My final film watched of 2015, I recorded this one off the Horror Channel a while ago, and watched it on New Year's Eve. It's a Hammer horror classic, right from their glorious hey-day, in which the Germanic village of Vandorf is troubled by the spirit of a millennia-old Gorgon who comes out when the moon is full and turns people to stone. It is also one of Christopher Lee and Peter Cushing's twenty-odd screen collaborations. I have seen it before, but a looong time ago - probably a good 20 years, I reckon.

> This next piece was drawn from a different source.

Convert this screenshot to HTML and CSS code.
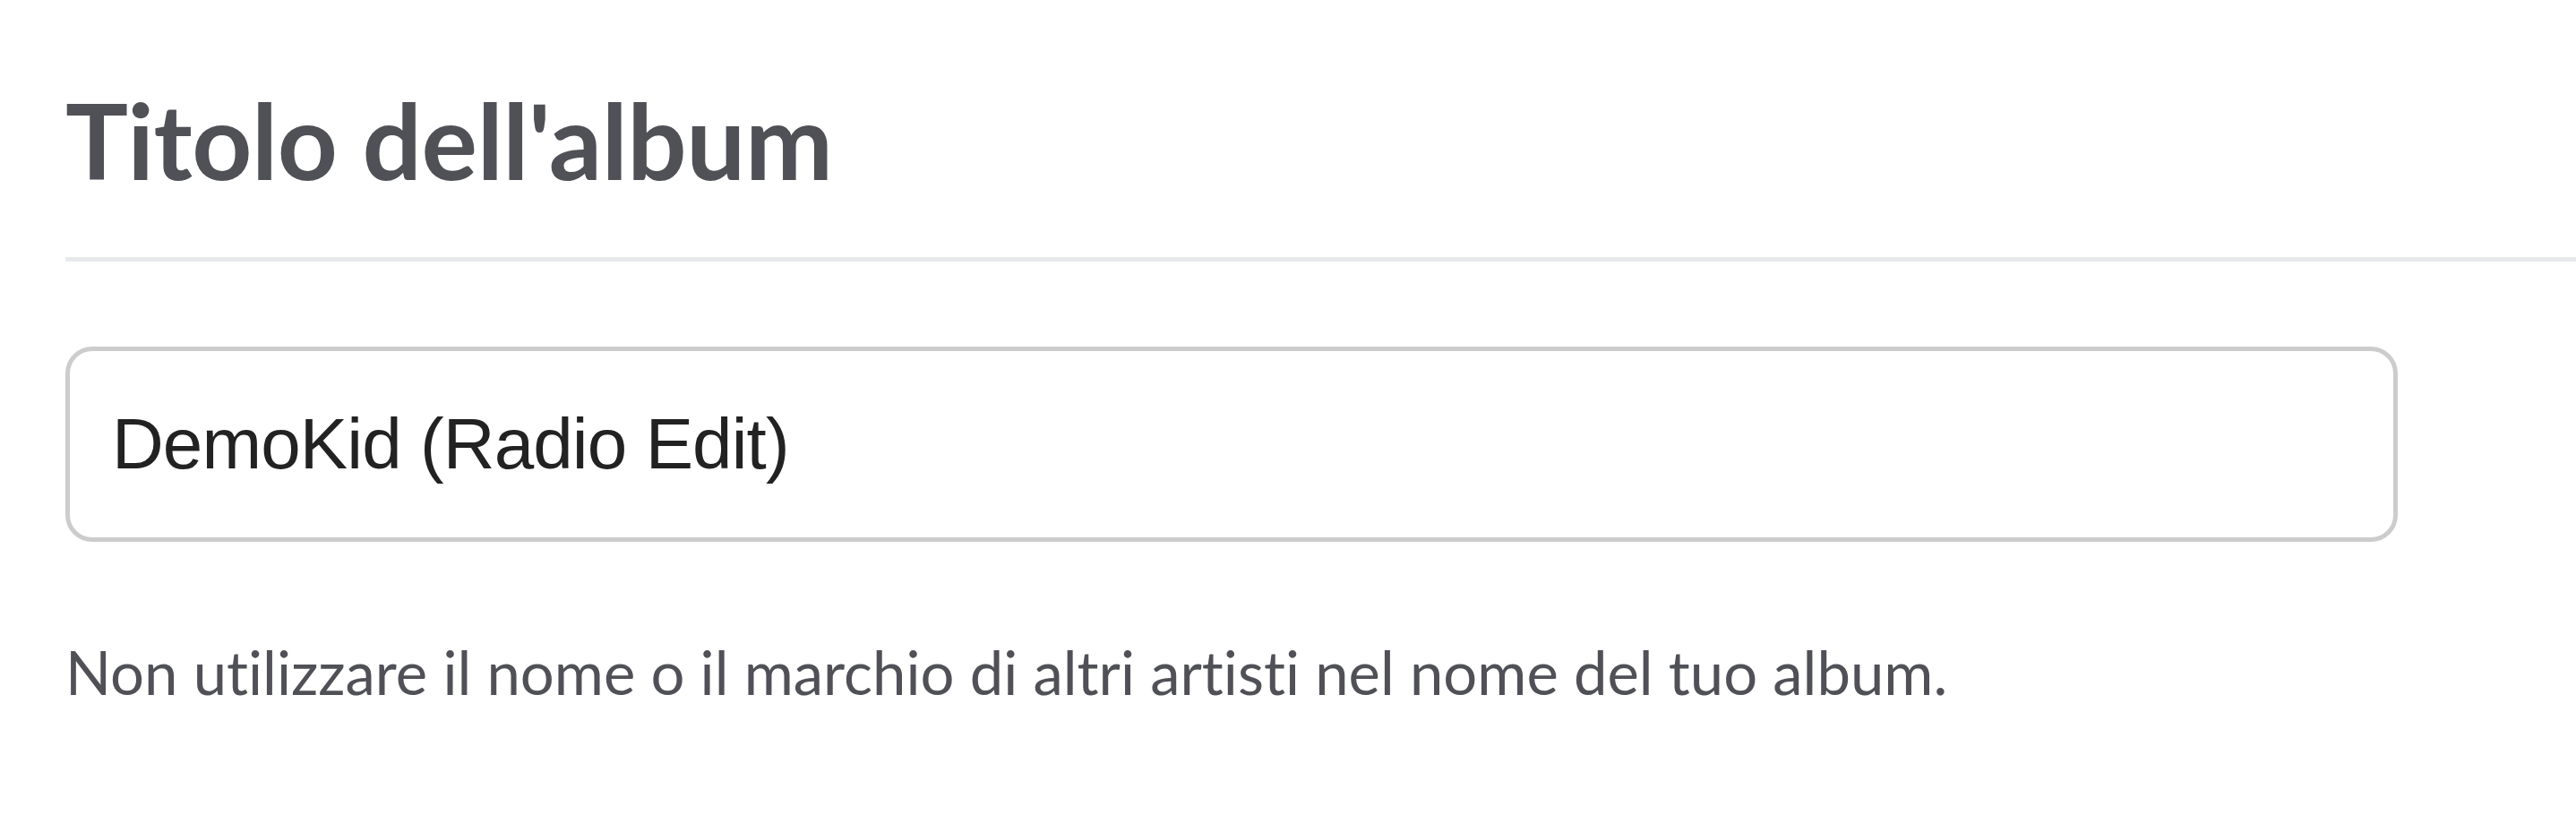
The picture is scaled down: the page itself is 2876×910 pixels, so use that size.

It is almost really brilliant. Much of the usual reliable production team is here - James Bernard doing the music, Bernard Robinson the sets, Michael Reed the photography, Rosemary Burrows the costumes and Terence Fisher the direction. Quite apart from Lee and Cushing, the cast is great too. Richard Pasco, Michael Goodliffe and Patrick Troughton are all worth the entrance fee alone, but Barbara Shelley particularly shines in a role which really shows her range: kind, gentle and loving, strong-willed yet afraid and internally conflicted, while always remaining entirely convincing as a single, coherent character. I already loved her from Dracula Prince of Darkness (in which she is similarly wide-ranging), Rasputin the Mad Monk and Quatermass and the Pit, but she really excelled herself in this one, and I'm now thinking I should make a point of seeking out some of her other appearances.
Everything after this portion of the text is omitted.